The characters Zeke, Gus and Miriam are so mysteriously crafted that at first I was asking, "Angels among us?" Oh yeah, and we can't forget James St. Clair!!! While we follow Father John on his journey through the dark streets of Linda's world, we take an internal tour of him as well, and as much as I loved Chenoweth's portrayal of the tortured Linda, this is definitely Sisto's film for the most part. We find out a lot about him, and the many sources of earthly, fleshly "temptation" that a lesser person would cave and succumb to. After all the negative portrayals we've seen and heard of Catholic priests, it is as refreshing as a winter night's air to see a man, a young man at that, be this disciplined and dedicated, to possess such a strength of spirit, to be able to resist what most men weaken and lust after. John doesn't even waver in the presence of his beautiful ex-girlfriend Nadine (Amy Matthews) who is back in town and asking him point blank if he still has feelings and desires for her.
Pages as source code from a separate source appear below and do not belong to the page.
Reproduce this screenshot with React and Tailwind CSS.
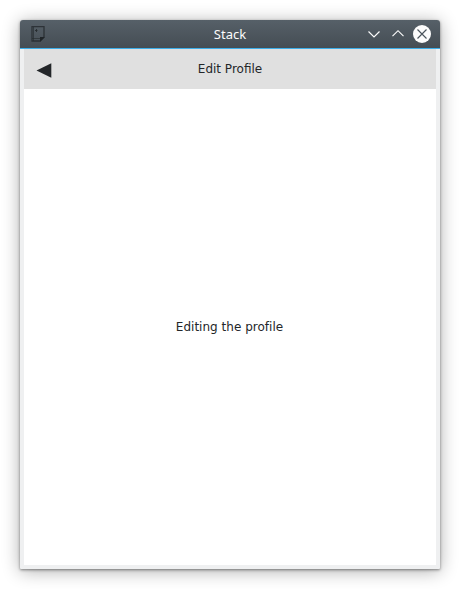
function AppIcon() {
  return (
    <svg width="14" height="16" viewBox="0 0 14 16" fill="none" className="ml-[11px]">
      <path d="M1 .7h12v10.300L9 15H1z" stroke="#272c30" strokeOpacity=".85" strokeWidth="1.300" />
      <path d="M2.500 1v14M1 12.500h8" stroke="#272c30" strokeOpacity=".65" />
      <path d="M4 4.500h2.500M5.500 3v3" stroke="#272c30" strokeOpacity=".9" />
      <path d="M9 11h5L9 16z" fill="#202528" />
    </svg>
  );
}

function TitleBar() {
  return (
    <header className="grid h-[29px] shrink-0 grid-cols-[1fr_auto_1fr] items-center rounded-t-[3px] border-b border-[#3daee9] bg-linear-to-b from-[#566068] to-[#454d54]">
      <AppIcon />
      <h1 className="font-['Noto_Sans',sans-serif] text-[13px] leading-7 text-[#fcfcfc]">Stack</h1>
      <div className="flex items-center justify-end pr-[7px]">
        <svg width="66" height="18" viewBox="0 0 66 18" fill="none">
          <path d="M1.5 6.500L7 12l5.500-5.500M25.500 11.200L31 5.700l5.500 5.500" stroke="#fcfcfc" strokeWidth="1.150" />
          <circle cx="55" cy="9" r="9" fill="#fcfcfc" />
          <path d="M50.500 4.500l9 9M59.500 4.500l-9 9" stroke="#4b545c" strokeWidth="1.150" />
        </svg>
      </div>
    </header>
  );
}

export default function App() {
  return (
    <div className="h-[589px] w-[460px] overflow-hidden bg-white px-5 pt-5 font-['DejaVu_Sans',sans-serif] text-[12px] text-[#232629]">
      <div className="flex h-[549px] flex-col rounded-t-[3px] rounded-b-[1px] bg-[#eff0f1] shadow-[0_1px_3px_rgba(0,0,0,0.45),0_2px_18px_rgba(0,0,0,0.32)]">
        <TitleBar />
        <main className="mx-1 mb-1 flex min-h-0 flex-1 flex-col bg-white">
          <nav className="grid h-10 shrink-0 grid-cols-[1fr_auto_1fr] items-center bg-[#e0e0e0]">
            <button aria-label="Back" className="ml-3 w-4 pt-[2px]">
              <svg width="16" height="16" viewBox="0 0 16 16">
                <path d="M.5 8.500L15.300 1.300v14.400z" fill="#232629" />
              </svg>
            </button>
            <h2>Edit Profile</h2>
          </nav>
          <section className="flex flex-1 items-center justify-center">
            <p className="pr-px tracking-[0.02px]">Editing the profile</p>
          </section>
        </main>
      </div>
    </div>
  );
}
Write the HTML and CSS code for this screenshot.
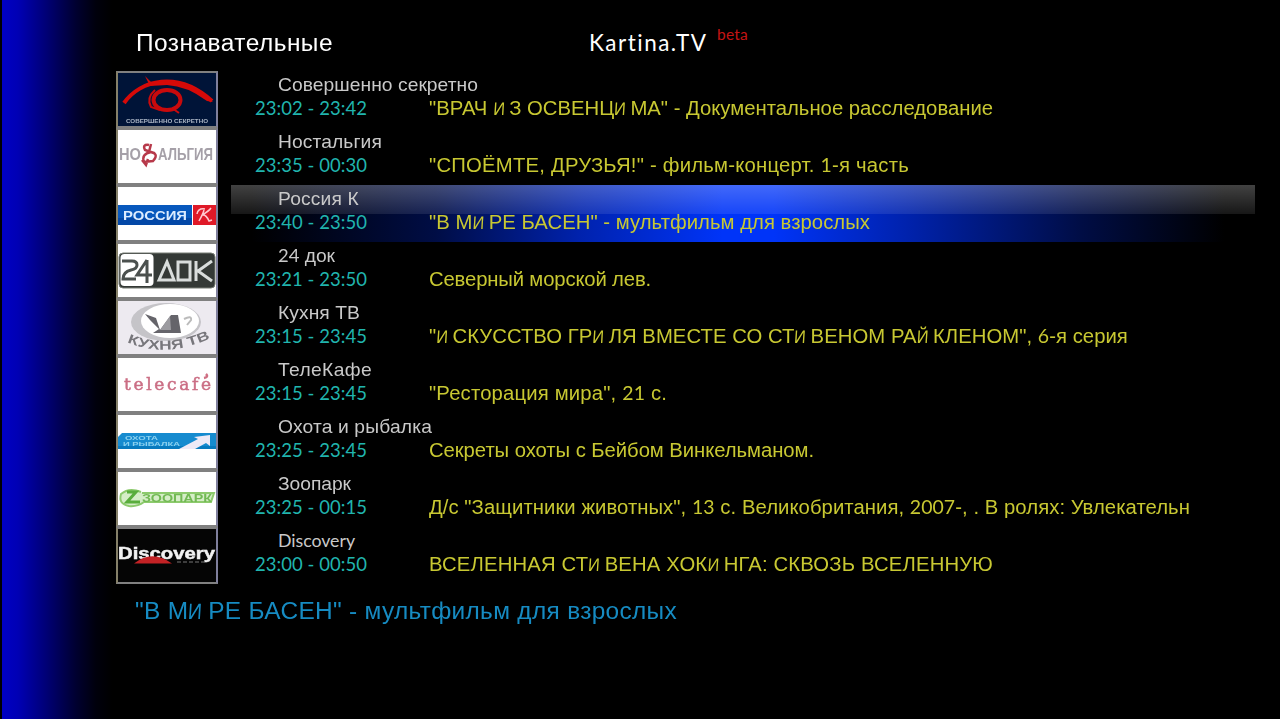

The film will not be for you if you are looking for action and explosions are one-liners. The humour is extremely good, but there will be no spoofing or schock-sex-humour or big jokes like in a film like DOGMA by Kevin Smith (also an admirable film about the Catholic faith, but very different from this!!!) The pace is very fast, but again, the key word here is subtlety. You have to pay close attention to every word, every scene, every detail. The only gripes I'll offer is that I don't know whose pix Linda is looking at in that scene where she is going thru a box of her stuff.
Honestly, I didn't know what I'd think of it, being that it is a film about a priest descending into a dark underground to find a hooker. But I love this film! I'll give it an A+.